_GOAL_
Leave out the pictures and repeat the data exactly.
* BEGIN *
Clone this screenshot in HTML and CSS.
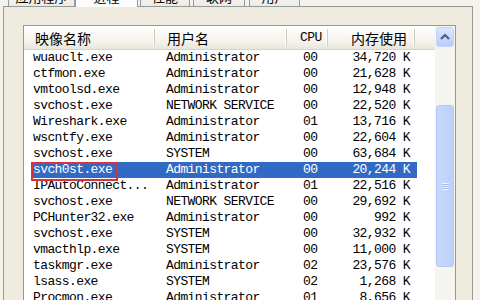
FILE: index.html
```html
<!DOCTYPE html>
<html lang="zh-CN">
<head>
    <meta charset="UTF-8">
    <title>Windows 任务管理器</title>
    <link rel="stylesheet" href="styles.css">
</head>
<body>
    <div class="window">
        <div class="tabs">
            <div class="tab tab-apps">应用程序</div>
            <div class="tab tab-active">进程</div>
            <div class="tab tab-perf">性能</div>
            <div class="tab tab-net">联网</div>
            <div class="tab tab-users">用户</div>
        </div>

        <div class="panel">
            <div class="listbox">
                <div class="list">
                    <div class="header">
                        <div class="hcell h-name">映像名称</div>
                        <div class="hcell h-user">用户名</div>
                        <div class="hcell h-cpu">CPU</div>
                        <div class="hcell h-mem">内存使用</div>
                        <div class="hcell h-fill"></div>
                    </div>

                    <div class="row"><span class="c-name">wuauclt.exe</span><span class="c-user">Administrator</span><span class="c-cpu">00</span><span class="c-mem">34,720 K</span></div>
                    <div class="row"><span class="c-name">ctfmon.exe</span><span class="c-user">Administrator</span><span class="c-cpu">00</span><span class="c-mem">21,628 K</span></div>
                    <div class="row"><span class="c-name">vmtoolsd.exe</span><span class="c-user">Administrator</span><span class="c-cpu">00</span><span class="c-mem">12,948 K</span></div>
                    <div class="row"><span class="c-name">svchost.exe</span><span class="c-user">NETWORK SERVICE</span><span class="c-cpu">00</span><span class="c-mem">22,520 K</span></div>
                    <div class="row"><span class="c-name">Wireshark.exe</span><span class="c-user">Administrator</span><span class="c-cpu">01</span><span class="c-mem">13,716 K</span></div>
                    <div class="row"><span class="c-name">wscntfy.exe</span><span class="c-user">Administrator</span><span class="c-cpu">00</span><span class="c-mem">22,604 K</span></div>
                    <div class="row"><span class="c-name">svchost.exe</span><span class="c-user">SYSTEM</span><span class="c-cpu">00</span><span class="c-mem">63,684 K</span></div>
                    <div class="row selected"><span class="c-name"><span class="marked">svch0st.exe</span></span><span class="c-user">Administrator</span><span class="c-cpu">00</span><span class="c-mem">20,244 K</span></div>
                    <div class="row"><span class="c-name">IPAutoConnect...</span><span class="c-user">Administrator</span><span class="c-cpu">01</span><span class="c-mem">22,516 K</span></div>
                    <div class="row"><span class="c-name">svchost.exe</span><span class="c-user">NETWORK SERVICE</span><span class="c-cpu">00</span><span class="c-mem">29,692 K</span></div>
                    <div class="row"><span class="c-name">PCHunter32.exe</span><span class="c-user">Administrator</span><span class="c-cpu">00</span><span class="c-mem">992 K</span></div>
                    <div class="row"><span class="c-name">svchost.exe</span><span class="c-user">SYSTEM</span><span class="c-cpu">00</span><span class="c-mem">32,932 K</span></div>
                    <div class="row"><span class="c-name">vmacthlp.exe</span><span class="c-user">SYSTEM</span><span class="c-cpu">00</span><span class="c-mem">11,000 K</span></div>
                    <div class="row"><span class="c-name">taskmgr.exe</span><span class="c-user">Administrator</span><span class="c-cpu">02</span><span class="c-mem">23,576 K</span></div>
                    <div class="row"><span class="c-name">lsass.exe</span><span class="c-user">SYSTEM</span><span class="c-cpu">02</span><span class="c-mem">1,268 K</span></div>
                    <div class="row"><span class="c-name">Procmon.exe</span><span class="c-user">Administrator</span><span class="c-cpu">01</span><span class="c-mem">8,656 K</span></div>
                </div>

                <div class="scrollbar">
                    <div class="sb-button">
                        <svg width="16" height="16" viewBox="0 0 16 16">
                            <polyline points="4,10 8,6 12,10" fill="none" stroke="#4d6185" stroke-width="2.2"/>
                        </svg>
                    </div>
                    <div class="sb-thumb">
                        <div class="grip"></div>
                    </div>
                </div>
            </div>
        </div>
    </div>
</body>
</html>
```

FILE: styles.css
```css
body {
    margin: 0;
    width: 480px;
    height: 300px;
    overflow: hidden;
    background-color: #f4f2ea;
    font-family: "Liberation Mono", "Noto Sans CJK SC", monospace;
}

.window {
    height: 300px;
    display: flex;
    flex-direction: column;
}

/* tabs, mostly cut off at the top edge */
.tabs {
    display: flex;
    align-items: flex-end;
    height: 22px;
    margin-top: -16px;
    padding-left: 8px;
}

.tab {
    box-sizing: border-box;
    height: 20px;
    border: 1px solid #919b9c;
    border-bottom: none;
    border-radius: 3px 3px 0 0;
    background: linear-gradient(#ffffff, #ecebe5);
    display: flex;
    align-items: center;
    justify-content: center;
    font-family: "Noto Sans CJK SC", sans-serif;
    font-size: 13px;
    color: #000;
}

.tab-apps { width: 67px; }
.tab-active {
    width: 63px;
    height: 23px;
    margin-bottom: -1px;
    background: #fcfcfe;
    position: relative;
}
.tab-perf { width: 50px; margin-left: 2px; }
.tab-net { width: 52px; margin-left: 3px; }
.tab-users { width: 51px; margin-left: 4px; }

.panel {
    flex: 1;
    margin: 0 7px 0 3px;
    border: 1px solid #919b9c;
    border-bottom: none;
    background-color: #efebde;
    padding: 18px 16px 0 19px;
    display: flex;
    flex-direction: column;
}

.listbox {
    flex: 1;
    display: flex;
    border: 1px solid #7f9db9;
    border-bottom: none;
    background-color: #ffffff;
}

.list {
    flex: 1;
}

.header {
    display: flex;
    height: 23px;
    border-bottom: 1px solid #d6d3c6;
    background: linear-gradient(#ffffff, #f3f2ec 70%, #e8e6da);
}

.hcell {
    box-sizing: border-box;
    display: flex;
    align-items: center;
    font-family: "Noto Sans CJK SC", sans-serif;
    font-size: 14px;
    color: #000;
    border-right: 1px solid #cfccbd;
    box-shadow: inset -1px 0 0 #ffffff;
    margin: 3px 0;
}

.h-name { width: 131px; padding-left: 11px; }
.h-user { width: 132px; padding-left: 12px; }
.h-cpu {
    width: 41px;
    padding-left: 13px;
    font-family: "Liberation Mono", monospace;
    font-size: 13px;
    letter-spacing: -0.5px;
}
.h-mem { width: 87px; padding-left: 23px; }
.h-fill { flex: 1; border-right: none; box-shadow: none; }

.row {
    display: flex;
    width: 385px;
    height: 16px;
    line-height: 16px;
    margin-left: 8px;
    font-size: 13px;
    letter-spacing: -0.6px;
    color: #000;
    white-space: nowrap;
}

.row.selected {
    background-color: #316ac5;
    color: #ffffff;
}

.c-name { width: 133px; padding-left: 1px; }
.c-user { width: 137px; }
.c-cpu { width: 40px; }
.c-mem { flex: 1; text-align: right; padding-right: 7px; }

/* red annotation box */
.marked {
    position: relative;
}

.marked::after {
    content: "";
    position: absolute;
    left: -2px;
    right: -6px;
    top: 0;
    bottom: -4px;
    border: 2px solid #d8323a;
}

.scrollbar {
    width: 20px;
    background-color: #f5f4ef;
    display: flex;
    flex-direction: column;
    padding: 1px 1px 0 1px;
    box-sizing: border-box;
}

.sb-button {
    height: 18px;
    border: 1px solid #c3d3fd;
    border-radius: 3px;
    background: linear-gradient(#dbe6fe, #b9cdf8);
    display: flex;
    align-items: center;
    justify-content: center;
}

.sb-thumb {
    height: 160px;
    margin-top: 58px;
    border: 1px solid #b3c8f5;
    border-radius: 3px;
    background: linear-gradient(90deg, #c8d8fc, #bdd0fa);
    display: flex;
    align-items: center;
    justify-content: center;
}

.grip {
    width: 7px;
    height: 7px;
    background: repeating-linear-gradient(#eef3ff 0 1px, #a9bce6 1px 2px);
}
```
* END *
_RESULT_
Clone this screenshot in HTML and CSS.
FILE: index.html
```html
<!DOCTYPE html>
<html lang="zh-CN">
<head>
    <meta charset="UTF-8">
    <title>Windows 任务管理器</title>
    <link rel="stylesheet" href="styles.css">
</head>
<body>
    <div class="window">
        <div class="tabs">
            <div class="tab tab-apps">应用程序</div>
            <div class="tab tab-active">进程</div>
            <div class="tab tab-perf">性能</div>
            <div class="tab tab-net">联网</div>
            <div class="tab tab-users">用户</div>
        </div>

        <div class="panel">
            <div class="listbox">
                <div class="list">
                    <div class="header">
                        <div class="hcell h-name">映像名称</div>
                        <div class="hcell h-user">用户名</div>
                        <div class="hcell h-cpu">CPU</div>
                        <div class="hcell h-mem">内存使用</div>
                        <div class="hcell h-fill"></div>
                    </div>

                    <div class="row"><span class="c-name">wuauclt.exe</span><span class="c-user">Administrator</span><span class="c-cpu">00</span><span class="c-mem">34,720 K</span></div>
                    <div class="row"><span class="c-name">ctfmon.exe</span><span class="c-user">Administrator</span><span class="c-cpu">00</span><span class="c-mem">21,628 K</span></div>
                    <div class="row"><span class="c-name">vmtoolsd.exe</span><span class="c-user">Administrator</span><span class="c-cpu">00</span><span class="c-mem">12,948 K</span></div>
                    <div class="row"><span class="c-name">svchost.exe</span><span class="c-user">NETWORK SERVICE</span><span class="c-cpu">00</span><span class="c-mem">22,520 K</span></div>
                    <div class="row"><span class="c-name">Wireshark.exe</span><span class="c-user">Administrator</span><span class="c-cpu">01</span><span class="c-mem">13,716 K</span></div>
                    <div class="row"><span class="c-name">wscntfy.exe</span><span class="c-user">Administrator</span><span class="c-cpu">00</span><span class="c-mem">22,604 K</span></div>
                    <div class="row"><span class="c-name">svchost.exe</span><span class="c-user">SYSTEM</span><span class="c-cpu">00</span><span class="c-mem">63,684 K</span></div>
                    <div class="row selected"><span class="c-name"><span class="marked">svch0st.exe</span></span><span class="c-user">Administrator</span><span class="c-cpu">00</span><span class="c-mem">20,244 K</span></div>
                    <div class="row"><span class="c-name">IPAutoConnect...</span><span class="c-user">Administrator</span><span class="c-cpu">01</span><span class="c-mem">22,516 K</span></div>
                    <div class="row"><span class="c-name">svchost.exe</span><span class="c-user">NETWORK SERVICE</span><span class="c-cpu">00</span><span class="c-mem">29,692 K</span></div>
                    <div class="row"><span class="c-name">PCHunter32.exe</span><span class="c-user">Administrator</span><span class="c-cpu">00</span><span class="c-mem">992 K</span></div>
                    <div class="row"><span class="c-name">svchost.exe</span><span class="c-user">SYSTEM</span><span class="c-cpu">00</span><span class="c-mem">32,932 K</span></div>
                    <div class="row"><span class="c-name">vmacthlp.exe</span><span class="c-user">SYSTEM</span><span class="c-cpu">00</span><span class="c-mem">11,000 K</span></div>
                    <div class="row"><span class="c-name">taskmgr.exe</span><span class="c-user">Administrator</span><span class="c-cpu">02</span><span class="c-mem">23,576 K</span></div>
                    <div class="row"><span class="c-name">lsass.exe</span><span class="c-user">SYSTEM</span><span class="c-cpu">02</span><span class="c-mem">1,268 K</span></div>
                    <div class="row"><span class="c-name">Procmon.exe</span><span class="c-user">Administrator</span><span class="c-cpu">01</span><span class="c-mem">8,656 K</span></div>
                </div>

                <div class="scrollbar">
                    <div class="sb-button">
                        <svg width="16" height="16" viewBox="0 0 16 16">
                            <polyline points="4,10 8,6 12,10" fill="none" stroke="#4d6185" stroke-width="2.2"/>
                        </svg>
                    </div>
                    <div class="sb-thumb">
                        <div class="grip"></div>
                    </div>
                </div>
            </div>
        </div>
    </div>
</body>
</html>
```

FILE: styles.css
```css
body {
    margin: 0;
    width: 480px;
    height: 300px;
    overflow: hidden;
    background-color: #f4f2ea;
    font-family: "Liberation Mono", "Noto Sans CJK SC", monospace;
}

.window {
    height: 300px;
    display: flex;
    flex-direction: column;
}

/* tabs, mostly cut off at the top edge */
.tabs {
    display: flex;
    align-items: flex-end;
    height: 22px;
    margin-top: -16px;
    padding-left: 8px;
}

.tab {
    box-sizing: border-box;
    height: 20px;
    border: 1px solid #919b9c;
    border-bottom: none;
    border-radius: 3px 3px 0 0;
    background: linear-gradient(#ffffff, #ecebe5);
    display: flex;
    align-items: center;
    justify-content: center;
    font-family: "Noto Sans CJK SC", sans-serif;
    font-size: 13px;
    color: #000;
}

.tab-apps { width: 67px; }
.tab-active {
    width: 63px;
    height: 23px;
    margin-bottom: -1px;
    background: #fcfcfe;
    position: relative;
}
.tab-perf { width: 50px; margin-left: 2px; }
.tab-net { width: 52px; margin-left: 3px; }
.tab-users { width: 51px; margin-left: 4px; }

.panel {
    flex: 1;
    margin: 0 7px 0 3px;
    border: 1px solid #919b9c;
    border-bottom: none;
    background-color: #efebde;
    padding: 18px 16px 0 19px;
    display: flex;
    flex-direction: column;
}

.listbox {
    flex: 1;
    display: flex;
    border: 1px solid #7f9db9;
    border-bottom: none;
    background-color: #ffffff;
}

.list {
    flex: 1;
}

.header {
    display: flex;
    height: 23px;
    border-bottom: 1px solid #d6d3c6;
    background: linear-gradient(#ffffff, #f3f2ec 70%, #e8e6da);
}

.hcell {
    box-sizing: border-box;
    display: flex;
    align-items: center;
    font-family: "Noto Sans CJK SC", sans-serif;
    font-size: 14px;
    color: #000;
    border-right: 1px solid #cfccbd;
    box-shadow: inset -1px 0 0 #ffffff;
    margin: 3px 0;
}

.h-name { width: 131px; padding-left: 11px; }
.h-user { width: 132px; padding-left: 12px; }
.h-cpu {
    width: 41px;
    padding-left: 13px;
    font-family: "Liberation Mono", monospace;
    font-size: 13px;
    letter-spacing: -0.5px;
}
.h-mem { width: 87px; padding-left: 23px; }
.h-fill { flex: 1; border-right: none; box-shadow: none; }

.row {
    display: flex;
    width: 385px;
    height: 16px;
    line-height: 16px;
    margin-left: 8px;
    font-size: 13px;
    letter-spacing: -0.6px;
    color: #000;
    white-space: nowrap;
}

.row.selected {
    background-color: #316ac5;
    color: #ffffff;
}

.c-name { width: 133px; padding-left: 1px; }
.c-user { width: 137px; }
.c-cpu { width: 40px; }
.c-mem { flex: 1; text-align: right; padding-right: 7px; }

/* red annotation box */
.marked {
    position: relative;
}

.marked::after {
    content: "";
    position: absolute;
    left: -2px;
    right: -6px;
    top: 0;
    bottom: -4px;
    border: 2px solid #d8323a;
}

.scrollbar {
    width: 20px;
    background-color: #f5f4ef;
    display: flex;
    flex-direction: column;
    padding: 1px 1px 0 1px;
    box-sizing: border-box;
}

.sb-button {
    height: 18px;
    border: 1px solid #c3d3fd;
    border-radius: 3px;
    background: linear-gradient(#dbe6fe, #b9cdf8);
    display: flex;
    align-items: center;
    justify-content: center;
}

.sb-thumb {
    height: 160px;
    margin-top: 58px;
    border: 1px solid #b3c8f5;
    border-radius: 3px;
    background: linear-gradient(90deg, #c8d8fc, #bdd0fa);
    display: flex;
    align-items: center;
    justify-content: center;
}

.grip {
    width: 7px;
    height: 7px;
    background: repeating-linear-gradient(#eef3ff 0 1px, #a9bce6 1px 2px);
}
```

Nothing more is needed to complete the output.